We know about friends who are abroad but we don’t know who is staying next to our apartment, we forward a hundred jokes a day but cannot even manage to smile at even one, we take photos not to treasure our memories but to set them as whatsapp dp or facebook profile picture.When the electricity is cut, we panic, not because we worry about completing our daily chores, but because our gadgets cannot run on low battery. Wow…we are simply incredible.


Life has come to a point where we cannot manage to think outside the box, our pandemonium has been confined to the limits of technology. The very simple example being; we Indians do not like any of our guests showing up at our doorsteps at times from 6-10 in the evening. Simply because this is our soap time. In case they come, we make a cup of tea just for the sake and turn the tv volume high, so that they can read the underlining statement that; either they can tolerate the serial with you or gulp their tea and go right back to where they came from.


In such a kind of life no wonder people like me are alone. I wonder how many of you must be longing for a company just like I do right now. We refrain from talking to people and end conversations saying ‘if there is anything just ping me on whatsapp’… gosh everyone’s so busy now. If things go on this way one fine morning we may wake up with pragmatic difficulties, not even being able to carry on a conversation properly, all we will be able to do is text, text and text. Does that image sound colourful? I hope not.


The best gift bestowed upon humans is their ability to communicate though words. To talk about things in various languages. No species on earth share this ability with us, doesn’t that make us special? It sure does. We don’t know the soil we live on, we don’t have best friends, we don’t share soirées with colleagues and the lack of these makes us limp. It’s of no use flaunting your phones with large touch screens, or your PCs with the latest windows operating systems installed in it, because these won’t accompany you when you are alone. It takes human for another human, we co-exist. It takes communication to build ties between humans, to connect them with each other and to drive away loneliness.

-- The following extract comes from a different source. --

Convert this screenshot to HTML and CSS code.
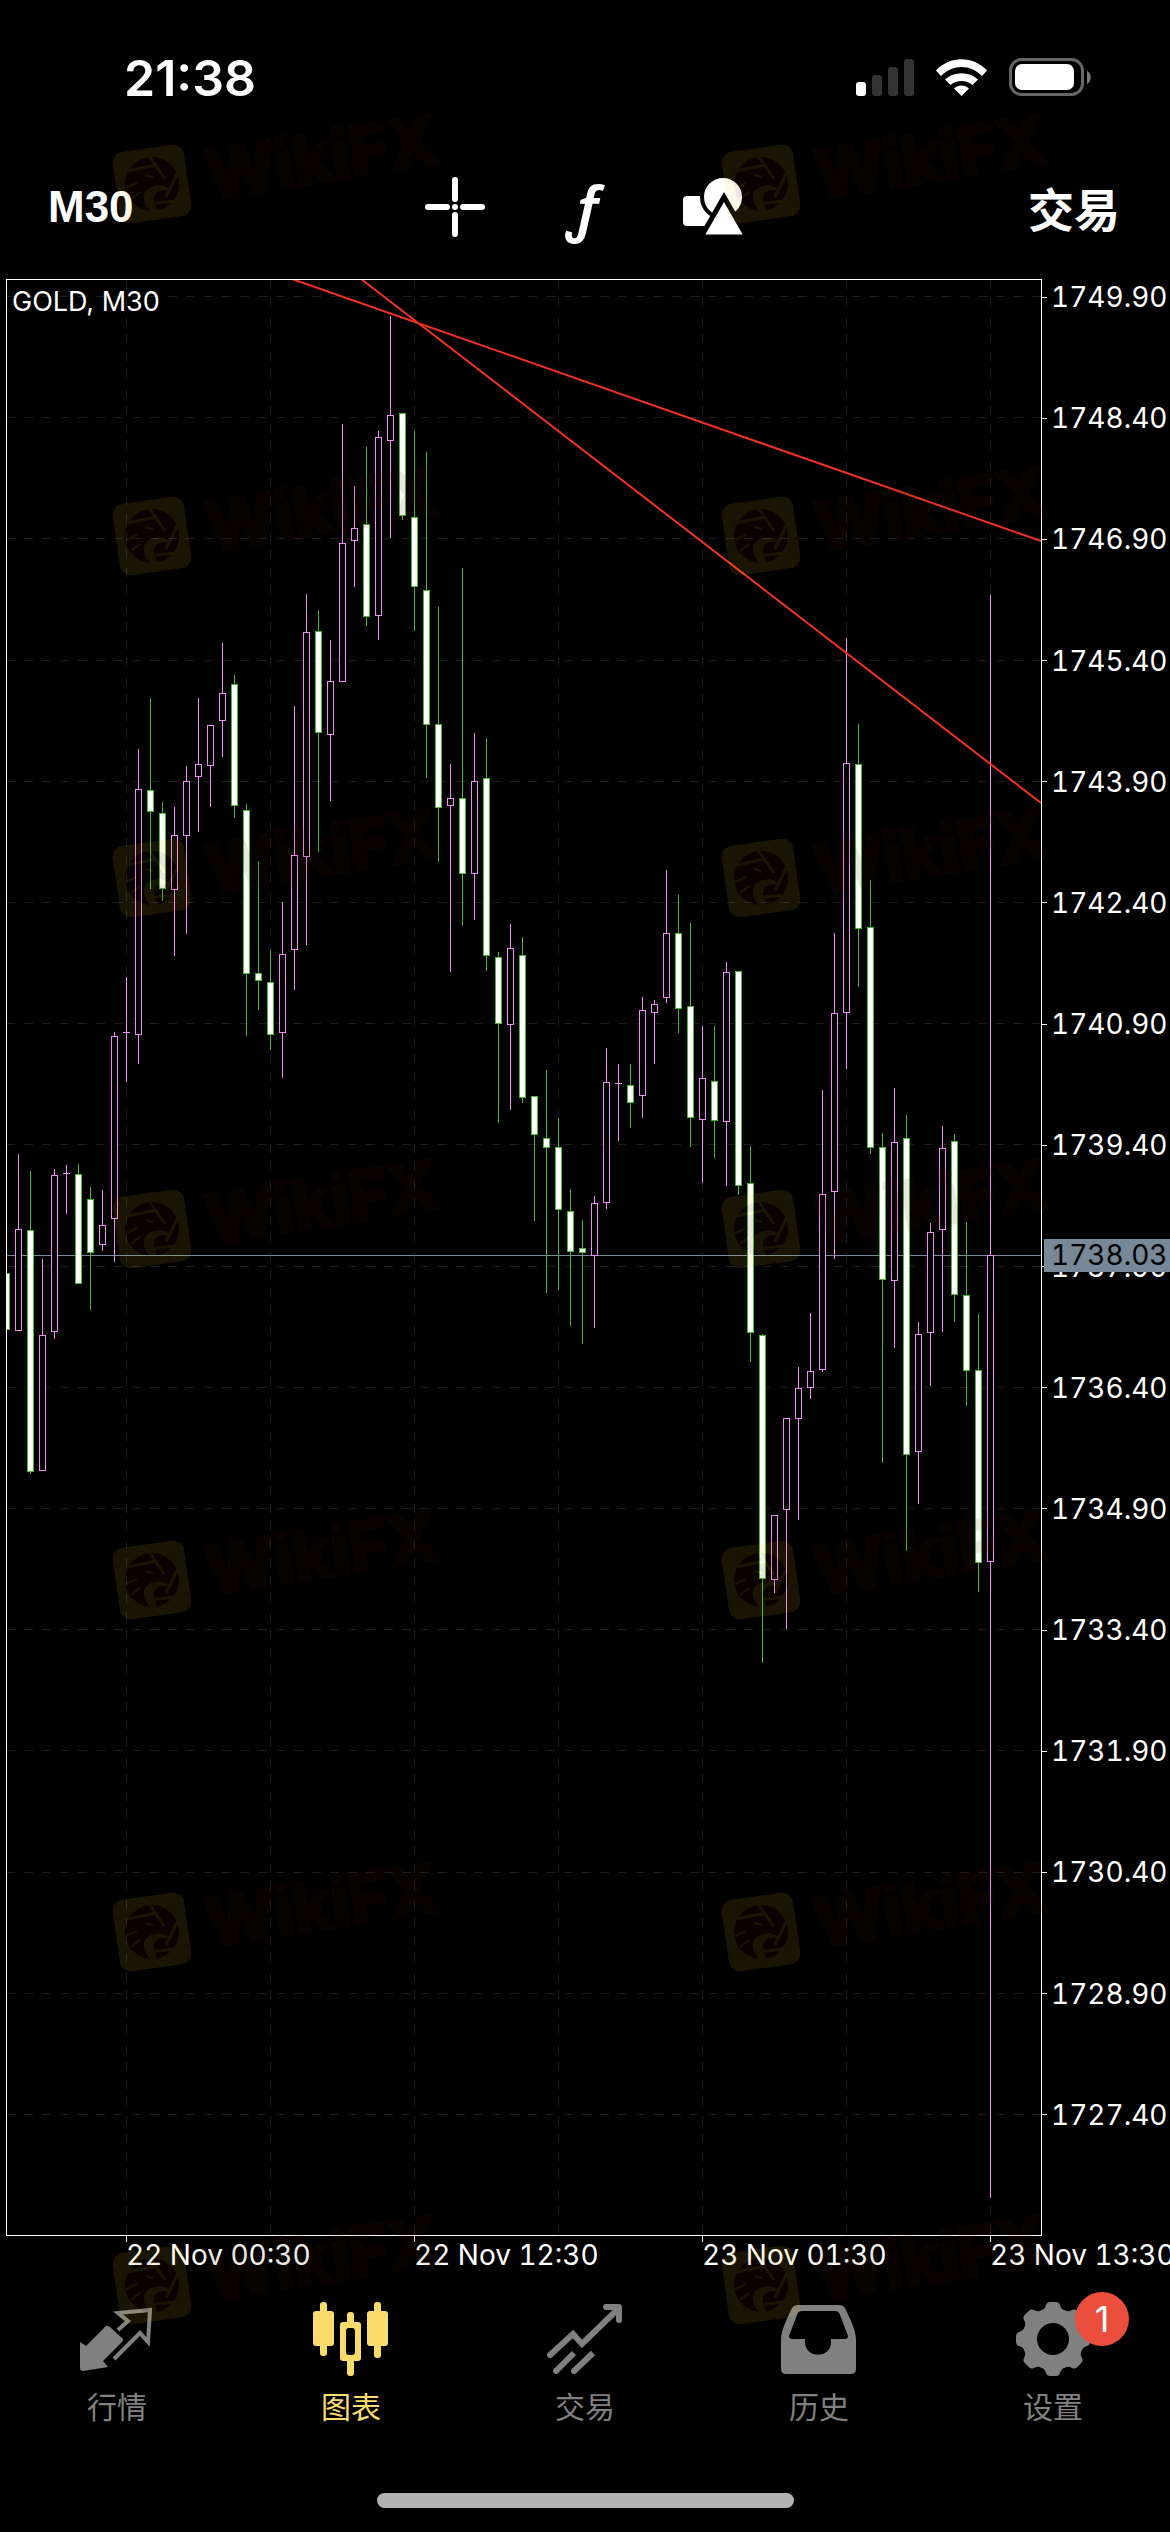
FILE: index.html
```
<!DOCTYPE html>
<html lang="zh-CN">

<head>
    <meta charset="utf-8" />
    <title>GOLD, M30</title>
    <meta name="viewport" content="width=device-width, initial-scale=1" />
    <link rel="stylesheet" href="styles.css">
</head>

<body>
    <div class="status-bar">
        <span class="time">21:38</span>
        <svg class="status-icons" viewBox="0 0 238 42" aria-hidden="true">
            <rect x="2" y="25" width="10" height="14" rx="3" fill="#fff" />
            <rect x="18" y="18" width="10" height="21" rx="3" fill="#333" />
            <rect x="34" y="10" width="10" height="29" rx="3" fill="#333" />
            <rect x="50" y="2" width="10" height="37" rx="3" fill="#333" />
            <path d="M82 13.500 C96 -1.500 119 -1.500 133 13.500 L128 19 C116 7 99 7 87 19 Z" fill="#fff" />
            <path d="M91 22.500 C100 14 115 14 124 22.500 L118.500 28 C112.500 22.500 102.500 22.500 96.500 28 Z" fill="#fff" />
            <path d="M100 31.500 C104 27.500 111 27.500 115 31.500 L107.500 39 Z" fill="#fff" />
            <rect x="156.500" y="2.500" width="72" height="35" rx="11" fill="none" stroke="#666" stroke-width="3" />
            <rect x="161" y="7" width="59" height="26" rx="7" fill="#fff" />
            <path d="M233 14 c5 2 5 11 0 13 z" fill="#777" />
        </svg>
    </div>

    <header class="toolbar">
        <button class="timeframe" type="button">M30</button>
        <div class="tools">
            <button class="tool" type="button" aria-label="十字光标">
                <svg viewBox="0 0 60 60">
                    <path d="M30 3V22M30 38V57M3 30H22M38 30H57" stroke="#fff" stroke-width="6" stroke-linecap="round" />
                    <circle cx="30" cy="30" r="3" fill="#fff" />
                </svg>
            </button>
            <button class="tool function" type="button" aria-label="指标">ƒ</button>
            <button class="tool" type="button" aria-label="对象">
                <svg viewBox="0 0 60 60">
                    <rect x="0" y="19" width="34" height="30" rx="4" fill="#fff" />
                    <circle cx="40" cy="20" r="21" fill="#fff" stroke="#000" stroke-width="4" />
                    <path d="M41 20 L64 60 H18 Z" fill="#fff" stroke="#000" stroke-width="5" />
                </svg>
            </button>
        </div>
        <button class="trade" type="button">交易</button>
    </header>

    <main class="chart">
        <svg id="plot" class="plot" viewBox="6 279 1036 1957" role="img" aria-label="GOLD, M30">
            <g id="grid" class="grid"></g>
            <path class="price-line" d="M6 1255.500H1041" />
            <g id="candles"></g>
            <path class="trend" d="M292 279L1041 541M361 279L1041 803" />
            <rect class="frame" x="6.500" y="279.500" width="1035" height="1956" />
            <text class="symbol" x="12" y="311">GOLD, M30</text>
        </svg>
        <div class="price-axis">
            <ul>
                <li>1749.90</li>
                <li>1748.40</li>
                <li>1746.90</li>
                <li>1745.40</li>
                <li>1743.90</li>
                <li>1742.40</li>
                <li>1740.90</li>
                <li>1739.40</li>
                <li>1737.90</li>
                <li>1736.40</li>
                <li>1734.90</li>
                <li>1733.40</li>
                <li>1731.90</li>
                <li>1730.40</li>
                <li>1728.90</li>
                <li>1727.40</li>
            </ul>
            <span class="price-tag">1738.03</span>
        </div>
    </main>
    <ul class="time-axis">
        <li>22 Nov 00:30</li>
        <li>22 Nov 12:30</li>
        <li>23 Nov 01:30</li>
        <li>23 Nov 13:30</li>
    </ul>

    <nav class="tabs">
        <a href="#quotes" class="tab">
            <svg viewBox="0 0 80 80">
                <path d="M3 43 L9 47 L28 28 Q30 26 33 28 L45 39 Q47 41 45 43 L26 62 L31 68 L6 72 Q3 72 3 69 Z" fill="currentColor" />
                <path d="M41 31 L51 22 L41 14 L73 11 L71 43 L63 34 L37 60" fill="none" stroke="currentColor" stroke-width="4" />
            </svg>
            行情
        </a>
        <a href="#chart" class="tab active">
            <svg viewBox="0 0 80 80" fill="currentColor">
                <rect x="9" y="3" width="7" height="54" rx="3" />
                <rect x="2" y="12" width="21" height="35" rx="3" />
                <rect x="36" y="13" width="7" height="64" rx="3" />
                <rect x="29" y="23" width="21" height="39" rx="3" />
                <rect x="35" y="29" width="9" height="27" rx="3" fill="#000" />
                <rect x="63" y="3" width="7" height="56" rx="3" />
                <rect x="56" y="12" width="21" height="35" rx="3" />
            </svg>
            图表
        </a>
        <a href="#trade" class="tab">
            <svg viewBox="0 0 80 80" fill="none" stroke="currentColor" stroke-width="6">
                <path d="M5 56 L28 35 L37 45 L73 10" stroke-linecap="round" />
                <path d="M61 8 H74 V21" stroke-linecap="round" stroke-linejoin="round" />
                <path d="M11 72 L29 54M29 72 L48 54" />
                <path d="M11 72 h0M29 72 h0" stroke-linecap="round" />
            </svg>
            交易
        </a>
        <a href="#history" class="tab">
            <svg viewBox="0 0 80 80">
                <path fill="currentColor" fill-rule="evenodd" d="M19 6 H60 Q65 6 67 11 C73 24 77 32 77 42 V70 Q77 75 72 75 H7 Q2 75 2 70 V42 C2 32 6 24 12 11 Q14 6 19 6 Z M23 12 Q19 12 18 16 L10 37 Q10 40 13 40 H26 V43 C26 60 52 60 52 43 V40 H66 Q69 40 69 37 L61 16 Q60 12 56 12 Z" />
            </svg>
            历史
        </a>
        <a href="#settings" class="tab">
            <svg viewBox="0 0 80 80">
                <g id="gear" fill="currentColor"></g>
                <circle cx="40" cy="40" r="16" fill="#000" />
            </svg>
            设置
            <span class="badge">1</span>
        </a>
    </nav>
    <div class="home-indicator"></div>

    <svg class="watermark" viewBox="0 0 1170 2532" aria-hidden="true">
        <defs>
            <g id="mark">
                <g opacity="0.100">
                    <rect x="-36" y="-36" width="72" height="72" rx="11" fill="#ffc81e" transform="rotate(-8)" />
                    <circle r="27" fill="#501e00" />
                    <path d="M-25 -13 L5 -19M-3 -28 L13 -5M27 -14 L14 13M24 17 L-5 20" stroke="#ffc81e" stroke-width="3" fill="none" />
                    <path d="M-2 27 C-13 14 -8 3 3 2 C10 0 16 3 18 7 C9 4 0 8 2 18 L6 28 Z" fill="#ffc81e" />
                    <path d="M-25 -3 C-20 -14 0 -20 11 -5 L11 -1 C4 -4 1 0 -1 3 C-9 6 -11 15 -7 25 L-10 25 C-17 14 -20 12 -24 13 Z" fill="#501e00" />
                    <path d="M-7 -9 L1 -7M-26 4 L-15 -1M-21 15 L-12 8" stroke="#ffc81e" stroke-width="2" fill="none" />
                </g>
                <text class="brand" transform="translate(58 15) rotate(-9)">WikiFX</text>
            </g>
        </defs>
        <g id="marks"></g>
    </svg>

    <script>
        const SVG = 'http://www.w3.org/2000/svg';

        function draw(parent, tag, attrs) {
            const el = document.createElementNS(SVG, tag);
            for (const key in attrs) el.setAttribute(key, attrs[key]);
            parent.appendChild(el);
        }

        // direction, high, body top, body bottom, low
        const bars = [
            ['down', 1273, 1273, 1329, 1329], ['up', 1154, 1229, 1330, 1330], ['down', 1171, 1230, 1471, 1473],
            ['up', 1259, 1335, 1470, 1470], ['up', 1169, 1175, 1331, 1338], ['up', 1165, 1173, 1173, 1213],
            ['down', 1164, 1174, 1283, 1283], ['down', 1187, 1199, 1252, 1309], ['up', 1190, 1225, 1244, 1250],
            ['up', 1032, 1036, 1218, 1261], ['up', 977, 1032, 1032, 1081], ['up', 749, 789, 1034, 1063],
            ['down', 698, 790, 811, 888], ['down', 802, 813, 888, 900], ['up', 807, 835, 889, 955],
            ['up', 766, 781, 835, 933], ['up', 698, 764, 776, 831], ['up', 725, 725, 765, 806],
            ['up', 643, 693, 720, 756], ['down', 675, 684, 805, 817], ['down', 804, 810, 973, 1035],
            ['down', 861, 973, 980, 1009], ['down', 950, 982, 1034, 1049], ['up', 902, 954, 1032, 1077],
            ['up', 706, 855, 949, 989], ['up', 594, 632, 856, 944], ['down', 610, 631, 732, 851],
            ['up', 640, 681, 734, 800], ['up', 424, 543, 681, 681], ['up', 486, 528, 540, 586],
            ['down', 447, 524, 616, 625], ['up', 431, 437, 615, 639], ['up', 316, 415, 440, 537],
            ['down', 413, 413, 515, 519], ['down', 431, 517, 586, 630], ['down', 452, 590, 724, 777],
            ['down', 607, 724, 807, 861], ['up', 764, 798, 805, 971], ['down', 568, 798, 873, 925],
            ['up', 733, 781, 873, 919], ['down', 738, 778, 955, 970], ['down', 952, 957, 1023, 1122],
            ['up', 924, 948, 1024, 1109], ['down', 937, 955, 1097, 1102], ['down', 1096, 1096, 1134, 1220],
            ['down', 1070, 1138, 1147, 1292], ['down', 1118, 1147, 1209, 1289], ['down', 1189, 1211, 1251, 1325],
            ['down', 1220, 1248, 1252, 1343], ['up', 1196, 1203, 1255, 1327], ['up', 1048, 1082, 1202, 1208],
            ['up', 1064, 1083, 1084, 1140], ['down', 1064, 1085, 1102, 1127], ['up', 997, 1010, 1095, 1117],
            ['up', 1000, 1004, 1012, 1063], ['up', 870, 933, 997, 1002], ['down', 895, 933, 1008, 1032],
            ['down', 923, 1006, 1117, 1146], ['up', 1026, 1078, 1119, 1182], ['down', 1026, 1081, 1120, 1157],
            ['up', 962, 972, 1121, 1185], ['down', 971, 971, 1185, 1194], ['down', 1146, 1183, 1332, 1361],
            ['down', 1334, 1335, 1578, 1662], ['up', 1515, 1515, 1579, 1592], ['up', 1418, 1418, 1509, 1628],
            ['up', 1367, 1388, 1418, 1519], ['up', 1313, 1371, 1387, 1398], ['up', 1090, 1194, 1369, 1371],
            ['up', 933, 1013, 1191, 1258], ['up', 638, 763, 1012, 1068], ['down', 724, 764, 928, 986],
            ['down', 880, 927, 1147, 1153], ['down', 1133, 1147, 1279, 1462], ['up', 1088, 1142, 1280, 1347],
            ['down', 1115, 1138, 1454, 1550], ['up', 1322, 1334, 1451, 1503], ['up', 1223, 1232, 1332, 1385],
            ['up', 1126, 1148, 1229, 1331], ['down', 1134, 1141, 1294, 1321], ['down', 1222, 1295, 1370, 1405],
            ['down', 1314, 1370, 1562, 1591], ['up', 595, 1255, 1561, 2197]
        ];

        const grid = document.getElementById('grid');
        for (let i = 0; i < 16; i++) {
            const y = Math.round(296 + i * 121.2) + 0.5;
            draw(grid, 'path', { d: `M6 ${y}H1041` });
        }
        for (let i = 0; i < 7; i++) {
            draw(grid, 'path', { d: `M${126.5 + i * 144} 280V2235` });
        }

        const candles = document.getElementById('candles');
        bars.forEach(([dir, high, top, bottom, low], i) => {
            const x = 6.5 + i * 12;
            draw(candles, 'path', { class: 'wick ' + dir, d: `M${x} ${high}V${top}M${x} ${bottom}V${low + 1}` });
            if (bottom - top < 2) {
                draw(candles, 'path', { class: 'wick ' + dir, d: `M${x - 3.5} ${top + 0.5}h7` });
            } else {
                draw(candles, 'rect', { class: 'body ' + dir, x: x - 3, y: top + 0.5, width: 6, height: bottom - top });
            }
        });

        const gear = document.getElementById('gear');
        draw(gear, 'circle', { cx: 40, cy: 40, r: 31 });
        for (let a = 0; a < 360; a += 45) {
            draw(gear, 'path', { d: 'M28 12 Q32 10 33 6 Q34 3 37 3 H43 Q46 3 47 6 Q48 10 52 12 Z', transform: `rotate(${a} 40 40)` });
        }

        const marks = document.getElementById('marks');
        for (const y of [184, 536, 878, 1229, 1580, 1932, 2285]) {
            draw(marks, 'use', { href: '#mark', x: 152, y: y });
            draw(marks, 'use', { href: '#mark', x: 761, y: y });
        }
    </script>
</body>

</html>
```
FILE: styles.css
```
* {
    box-sizing: border-box;
}

body {
    position: relative;
    display: flex;
    flex-direction: column;
    min-height: 100vh;
    margin: 0;
    background: #000;
    color: #fff;
    font-family: Inter, "Noto Sans CJK SC", sans-serif;
    font-size: 28px;
    overflow-x: hidden;
}

ul {
    margin: 0;
    padding: 0;
    list-style: none;
}

button {
    padding: 0;
    border: 0;
    background: none;
    color: inherit;
    font-family: inherit;
}

.status-bar {
    display: flex;
    align-items: center;
    justify-content: space-between;
    padding: 50px 78px 0 124px;
}

.time {
    font-size: 50px;
    font-weight: 600;
    line-height: 56px;
}

.status-icons {
    width: 238px;
    height: 42px;
}

.toolbar {
    display: grid;
    grid-template-columns: 1fr auto 1fr;
    align-items: center;
    height: 173px;
    padding: 28px 50px 0 48px;
}

.timeframe {
    justify-self: start;
    font-family: "Liberation Sans Narrow", "Liberation Sans", sans-serif;
    font-size: 44px;
    font-weight: bold;
}

.tools {
    display: flex;
    gap: 69px;
}

.tool {
    width: 60px;
    height: 60px;
}

.tool svg {
    display: block;
    overflow: visible;
}

.function {
    font-family: "Noto Sans", sans-serif;
    font-size: 60px;
    font-style: italic;
    font-weight: 600;
    line-height: 52px;
}

.trade {
    justify-self: end;
    font-size: 46px;
    font-weight: bold;
}

.chart {
    display: grid;
    grid-template-columns: 1fr 128px;
    padding-left: 6px;
}

.plot {
    display: block;
    width: 100%;
}

.plot path,
.plot rect {
    fill: none;
    shape-rendering: crispEdges;
}

.grid {
    stroke: #1c1c1c;
    stroke-dasharray: 9 9;
}

.price-line {
    stroke: #778899;
}

.plot .up {
    stroke: #f08af4;
}

.plot .down {
    stroke: #4cb830;
}

.plot .body.down {
    fill: #fff;
}

.plot .body.up {
    fill: #000;
}

.plot .trend {
    stroke: #f03223;
    stroke-width: 2;
    shape-rendering: auto;
}

.frame {
    stroke: #fff;
}

.symbol {
    fill: #fff;
    font-size: 27px;
}

.price-axis {
    position: relative;
    padding: 2px 0 105px;
    font-variant-numeric: tabular-nums;
}

.price-axis ul {
    display: flex;
    flex-direction: column;
    justify-content: space-between;
    height: 100%;
}

.price-axis li {
    display: flex;
    align-items: center;
    gap: 4px;
    line-height: 32px;
}

.price-axis li::before {
    content: "";
    width: 5px;
    height: 1px;
    background: #fff;
}

.price-tag {
    position: absolute;
    top: 960px;
    right: 0;
    left: 2px;
    padding-left: 7px;
    background: #778899;
    color: #000;
    line-height: 33px;
}

.time-axis {
    display: grid;
    grid-template-columns: repeat(3, 1fr) 180px;
    padding-left: 126px;
    font-variant-numeric: tabular-nums;
}

.time-axis li {
    line-height: 26px;
    white-space: nowrap;
}

.time-axis li::before {
    content: "";
    display: block;
    width: 1px;
    height: 6px;
    background: #fff;
}

.tabs {
    display: grid;
    grid-template-columns: repeat(5, 1fr);
    padding-top: 31px;
}

.tab {
    position: relative;
    display: flex;
    flex-direction: column;
    align-items: center;
    gap: 8px;
    color: #808080;
    font-size: 30px;
    line-height: 40px;
    text-decoration: none;
}

.tab svg {
    width: 80px;
    height: 80px;
}

.tab.active {
    color: #f9dc6c;
}

.badge {
    position: absolute;
    top: -7px;
    left: 50%;
    width: 54px;
    height: 54px;
    margin-left: 22px;
    border-radius: 50%;
    background: #eb4e3d;
    color: #fff;
    font-size: 36px;
    line-height: 54px;
    text-align: center;
}

.home-indicator {
    width: 417px;
    height: 15px;
    margin: auto auto 24px;
    border-radius: 8px;
    background: #b3b3b3;
}

.watermark {
    position: absolute;
    top: 0;
    left: 0;
    width: 100%;
    pointer-events: none;
}

.brand {
    fill: #501e00;
    stroke: #501e00;
    stroke-width: 4;
    stroke-linejoin: round;
    font-size: 67px;
    font-weight: bold;
    opacity: 0.1;
}
```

How beautiful it was the other day when we knew how to enjoy rains, to spend time with people around, break into fits of laughter and fill the spaces in our hearts. Try to bring those days back, little by little. Do not let devices take up so much space in your lives that you do not have any for the people around you. Spend more time with people, talk to them about all random things. Surprise a friend by dropping into their houses, and laugh with them. Enjoy moments of life by making them memorable, not by updating status or changing your profile pictures on social media but by living life offline.

I think I have found myself by now…still a few hours left to dawn, but one thing I know for sure is that tomorrow is going to be better.